I am being careful not to suggest that every Payroll Outsourcing Company had the same preparation process prior to April 6th 2013. I am being careful when I suggest that some provider’s preparation process was little more than waiting for the date with apprehension armed with a HMRC helpline number set to speed dial. I can say with the utmost confidence that Dataplan Payroll Limited were ‘RTI Ready’.
Our current partners and clients will remember the large scale Data cleanse exercise we undertook in the months before going live, enabling us to have the very latest information on record for the alignment with HMRC. Many of our partners found this a useful exercise themselves – particularly sectors where there was a frequently large employee turnover. The exercise enabled the update and implementation of all records in an efficient and organised manner using the software we provided on our ePaysafe portal.
After 6th April, with the process of Alignment complete, it was interesting to note the sheer diversity in success rates across the UK. In the rare event that we had to contact HMRC with small queries, it was commonplace to be met with automated message of a 30 minute waiting time to speak to an advisor and this can be interpreted differently depending on opinion. One view is that the sheer scale of RTI . 99.9% of employers submitting information on the same day was always going to lead to numerous queries and frustrations. The other view is perhaps questioning the Revenues provision of information prior to RTI going live. Information was often either too brief or overly detailed for the smaller employer and some were completely oblivious to the largest change to Pay legislation in 70 years.
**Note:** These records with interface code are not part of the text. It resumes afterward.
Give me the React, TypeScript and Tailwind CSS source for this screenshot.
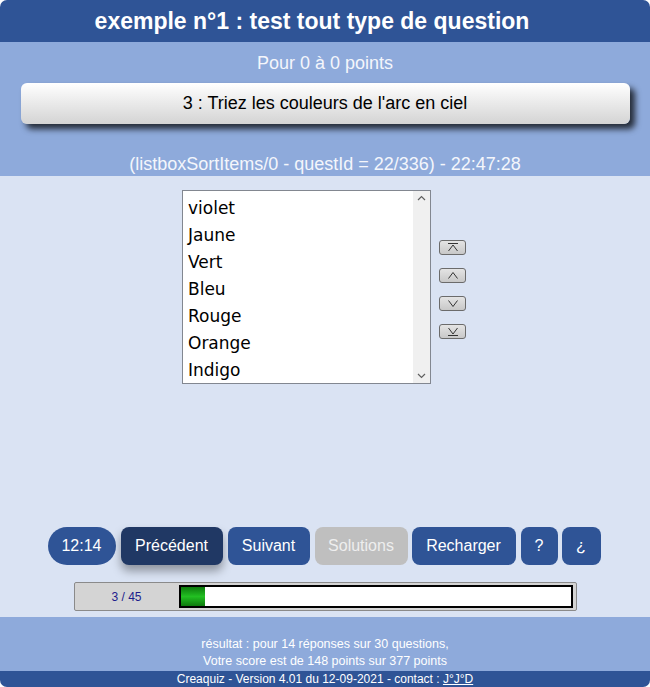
import React from "react";

const items = ["violet", "Jaune", "Vert", "Bleu", "Rouge", "Orange", "Indigo"];

function SmallBtn({ kind }: { kind: "top" | "up" | "down" | "bottom" }) {
  return (
    <div className="w-[27px] h-[15px] rounded-[3px] border border-[#6b6b6b] bg-gradient-to-b from-[#e4e4e4] to-[#c8c8c8] flex items-center justify-center">
      <svg width="14" height="11" viewBox="0 0 14 11" fill="none" stroke="#333" strokeWidth="1">
        {kind === "top" && (
          <>
            <line x1="2" y1="1.5" x2="12" y2="1.5" />
            <polyline points="2.5,9 7,3 11.5,9" />
          </>
        )}
        {kind === "up" && <polyline points="2.5,8.5 7,2.5 11.5,8.5" />}
        {kind === "down" && <polyline points="2.5,2.5 7,8.5 11.5,2.5" />}
        {kind === "bottom" && (
          <>
            <polyline points="2.5,2 7,8 11.5,2" />
            <line x1="2" y1="9.5" x2="12" y2="9.5" />
          </>
        )}
      </svg>
    </div>
  );
}

export default function App() {
  return (
    <div className="w-[650px] h-[687px] bg-white" style={{ fontFamily: '"Liberation Sans", Arial, sans-serif' }}>
      <div className="w-[650px] h-[687px] rounded-[7px] overflow-hidden flex flex-col">
        <div className="h-[42px] bg-[#2f5496] flex items-center justify-center pr-[26px] text-white font-bold text-[23px]">
          exemple n°1 : test tout type de question
        </div>
        <div className="h-[134px] bg-[#8eaadb] flex flex-col items-center">
          <div className="mt-[10px] text-[18px] leading-[22px] text-[#f4f6fb]">Pour 0 à 0 points</div>
          <div className="mt-[9px] w-[609px] h-[41px] rounded-[6px] bg-gradient-to-b from-[#ffffff] to-[#d4d4d4] shadow-[5px_5px_6px_rgba(0,0,0,0.75)] flex items-center justify-center text-[18px] text-black">
            3 : Triez les couleurs de l'arc en ciel
          </div>
          <div className="mt-[29px] text-[18px] leading-[22px] text-[#f4f6fb]">
            (listboxSortItems/0 - questId = 22/336) - 22:47:28
          </div>
        </div>
        <div className="h-[441px] bg-[#dae3f3] flex flex-col items-center">
          <div className="mt-[14px] ml-[-2px] flex items-center gap-[8px]">
            <div className="w-[249px] h-[194px] bg-white border border-[#828790] flex">
              <div className="flex-1 pt-[4px] pl-[5px]" style={{ fontFamily: '"DejaVu Sans", Verdana, sans-serif' }}>
                {items.map((it) => (
                  <div key={it} className="h-[27px] leading-[27px] text-[17px] text-black">
                    {it}
                  </div>
                ))}
              </div>
              <div className="w-[17px] bg-[#f0f0f0] flex flex-col justify-between items-center py-[4px]">
                <svg width="9" height="6" viewBox="0 0 9 6" fill="none" stroke="#606060" strokeWidth="1.2">
                  <polyline points="1,5 4.5,1.5 8,5" />
                </svg>
                <svg width="9" height="6" viewBox="0 0 9 6" fill="none" stroke="#606060" strokeWidth="1.2">
                  <polyline points="1,1 4.5,4.5 8,1" />
                </svg>
              </div>
            </div>
            <div className="flex flex-col gap-[13px] mt-[4px]">
              <SmallBtn kind="top" />
              <SmallBtn kind="up" />
              <SmallBtn kind="down" />
              <SmallBtn kind="bottom" />
            </div>
          </div>
          <div className="mt-[143px] mr-[2px] flex items-center gap-[5px] text-[16px] text-white">
            <div className="h-[38px] w-[68px] rounded-full bg-[#2f5496] flex items-center justify-center">12:14</div>
            <div className="h-[38px] w-[102px] rounded-[8px] bg-[#203864] shadow-[0_6px_10px_rgba(0,0,0,0.35)] flex items-center justify-center">Précédent</div>
            <div className="h-[38px] w-[82px] rounded-[8px] bg-[#2f5496] flex items-center justify-center">Suivant</div>
            <div className="h-[38px] w-[93px] rounded-[8px] bg-[#bfbfbf] text-[#eeeeee] flex items-center justify-center">Solutions</div>
            <div className="h-[38px] w-[104px] -ml-[1px] rounded-[8px] bg-[#2f5496] flex items-center justify-center">Recharger</div>
            <div className="h-[38px] w-[37px] rounded-[8px] bg-[#2f5496] flex items-center justify-center">?</div>
            <div className="h-[38px] w-[39px] -ml-[1px] rounded-[8px] bg-[#2f5496] flex items-center justify-center">¿</div>
          </div>
          <div className="mt-[17px] w-[503px] h-[29px] rounded-[2px] bg-[#d4d4d4] border border-[#8a8a8a] flex items-center">
            <div className="w-[104px] text-center text-[12px] text-[#1c1c8c]">3 / 45</div>
            <div className="w-[394px] h-[23px] bg-white border-2 border-black p-0">
              <div className="w-[24px] h-full bg-gradient-to-b from-[#0d7a0d] via-[#22c022] to-[#0d7a0d]" />
            </div>
          </div>
        </div>
        <div className="h-[54px] bg-[#8eaadb] flex flex-col items-center justify-end pb-[1px] text-[12.5px] leading-[17px] text-white">
          <div>résultat : pour 14 réponses sur 30 questions,</div>
          <div>Votre score est de 148 points sur 377 points</div>
        </div>
        <div className="h-[16px] bg-[#2f5496] flex items-center justify-center text-[12px] text-white leading-[16px]">
          Creaquiz - Version 4.01 du 12-09-2021 - contact :&nbsp;<span className="underline">J°J°D</span>
        </div>
      </div>
    </div>
  );
}
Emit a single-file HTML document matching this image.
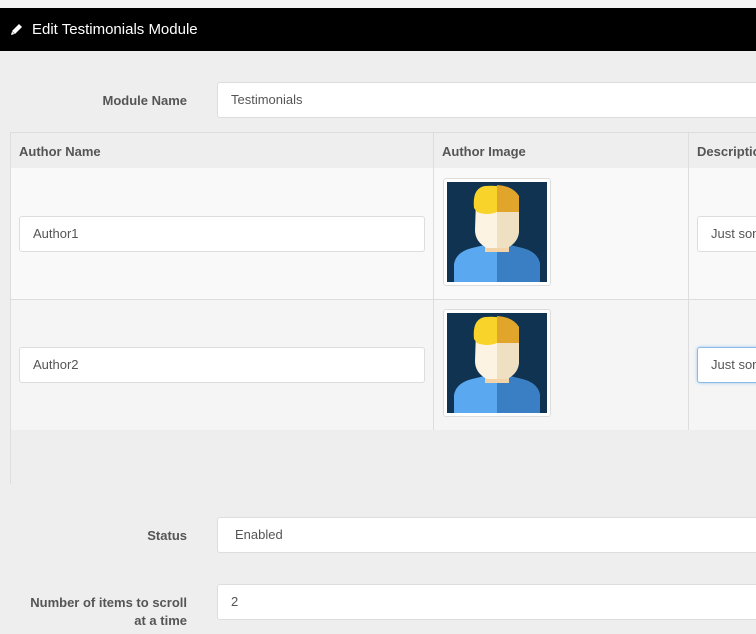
<!DOCTYPE html>
<html><head><meta charset="utf-8"><style>
*{box-sizing:border-box;margin:0;padding:0}
body{width:756px;height:634px;overflow:hidden;background:#eee;font-family:"Liberation Sans",sans-serif;font-size:13px;color:#555;position:relative}
.abs{position:absolute}
.top{left:0;top:0;width:756px;height:8px;background:#f5f5f5}
.bar{left:0;top:8px;width:756px;height:43px;background:#000;color:#fff;font-size:15px;line-height:43px;padding-left:32px}
.lbl{font-weight:bold;color:#555;text-align:right}
.inp{background:#fff;border:1px solid #ddd;border-radius:3px;height:36px;line-height:34px;padding-left:13px;color:#555}
.th{font-weight:bold;color:#555;line-height:36px;padding-left:8px}
.img{width:108px;height:108px;background:#fff;border:1px solid #ddd;border-radius:3px;padding:3px}
</style></head><body>
<div class="abs top"></div>
<div class="abs bar">Edit Testimonials Module</div>
<svg class="abs" style="left:10px;top:22px" width="14" height="14" viewBox="0 0 14 14"><path d="M2 9 L9 2 L12 5 L5 12 Z" fill="#fff"/><path d="M1 13 L2 9.5 L4.5 12 Z" fill="#fff"/></svg>
<div class="abs lbl" style="left:40px;top:93px;width:147px">Module Name</div>
<div class="abs inp" style="left:217px;top:82px;width:560px">Testimonials</div>

<div class="abs" style="left:10px;top:132px;width:760px;height:352px;border-left:1px solid #ddd"></div>
<div class="abs" style="left:10px;top:132px;width:760px;height:37px;background:#eee;border:1px solid #ddd"></div>
<div class="abs" style="left:10px;top:168px;width:760px;height:132px;background:#f9f9f9;border:1px solid #ddd;border-top:none"></div>
<div class="abs" style="left:10px;top:300px;width:760px;height:130px;background:#f5f5f5;border-left:1px solid #ddd"></div>
<div class="abs" style="left:433px;top:132px;width:1px;height:298px;background:#ddd"></div>
<div class="abs" style="left:688px;top:132px;width:1px;height:298px;background:#ddd"></div>
<div class="abs th" style="left:11px;top:134px">Author Name</div>
<div class="abs th" style="left:434px;top:134px">Author Image</div>
<div class="abs th" style="left:689px;top:134px">Description</div>

<div class="abs inp" style="left:19px;top:216px;width:406px">Author1</div>
<div class="abs inp" style="left:19px;top:347px;width:406px">Author2</div>
<div class="abs inp" style="left:697px;top:216px;width:80px">Just some</div>
<div class="abs inp" style="left:697px;top:347px;width:80px;border-color:#8bbbe8;box-shadow:0 0 3px #9cc5ee">Just some</div>

<div class="abs img" style="left:443px;top:178px"><svg width="100" height="100" viewBox="0 0 100 100"><rect width="100" height="100" fill="#0f3351"/><path d="M7 100 L7 82 Q9 70 25 66 L50 60 L75 66 Q91 70 93 82 L93 100Z" fill="#5aa8f0"/><path d="M50 60 L75 66 Q91 70 93 82 L93 100 L50 100Z" fill="#3a7fc4"/><rect x="38" y="48" width="24" height="22" fill="#f3d4a8"/><path d="M29 18 Q30 8 50 8 Q72 10 72 20 L72 48 Q72 60 60 66 L40 66 Q28 60 28 48Z" fill="#fdf3e2"/><path d="M50 8 Q72 10 72 20 L72 48 Q72 60 60 66 L50 66Z" fill="#f0e0c2"/><path d="M27 26 Q25 6 38 4 Q60 2 72 14 L72 30 L50 30 Q40 34 30 30Z" fill="#f8d42a"/><path d="M50 3 Q66 4 72 14 L72 30 L50 30Z" fill="#e0a52a"/></svg></div>
<div class="abs img" style="left:443px;top:309px"><svg width="100" height="100" viewBox="0 0 100 100"><rect width="100" height="100" fill="#0f3351"/><path d="M7 100 L7 82 Q9 70 25 66 L50 60 L75 66 Q91 70 93 82 L93 100Z" fill="#5aa8f0"/><path d="M50 60 L75 66 Q91 70 93 82 L93 100 L50 100Z" fill="#3a7fc4"/><rect x="38" y="48" width="24" height="22" fill="#f3d4a8"/><path d="M29 18 Q30 8 50 8 Q72 10 72 20 L72 48 Q72 60 60 66 L40 66 Q28 60 28 48Z" fill="#fdf3e2"/><path d="M50 8 Q72 10 72 20 L72 48 Q72 60 60 66 L50 66Z" fill="#f0e0c2"/><path d="M27 26 Q25 6 38 4 Q60 2 72 14 L72 30 L50 30 Q40 34 30 30Z" fill="#f8d42a"/><path d="M50 3 Q66 4 72 14 L72 30 L50 30Z" fill="#e0a52a"/></svg></div>

<div class="abs lbl" style="left:20px;top:528px;width:167px">Status</div>
<div class="abs inp" style="left:217px;top:517px;width:560px;padding-left:17px">Enabled</div>
<div class="abs lbl" style="left:10px;top:594px;width:177px;line-height:18px">Number of items to scroll<br>at a time</div>
<div class="abs inp" style="left:217px;top:584px;width:560px">2</div>
</body></html>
In May it was reported that some 600,000 employers across the UK were still not reporting PAYE information in Real Time. This does not include the smallest of employers (fewer than 50 personnel) who are granted until October 2013 before they have to start reporting. By now penalties will have been issued and perhaps some of these employers deserve our sympathy Businesses were arguably failed by HMRC with poor quality helpdesks and a confusing scatter-gun approach of information distribution. The costs to these Businesses for implementing the correct software to report RTI should also be taken in to account when discussing those not yet conforming to RTI.
Now in July, with the majority now well underway with the new legislation , RTI is facing criticism from the Forum of Private Business (FPB) due to the cost of implementation being almost triple what the Government predicted in 2010 –(£311m) . HMRC’s defence stance is that RTI as we know it was not how they envisaged RTI in 2010, with major changes addressed in the 2012 pilot scheme involving 60,000 employers.
For some organisations, Real Time reporting was a step too far in cost, implementation and maintenance. This is where payroll providers like Dataplan step in and ease the burden of RTI which divides opinion on almost everything except – it is here to stay.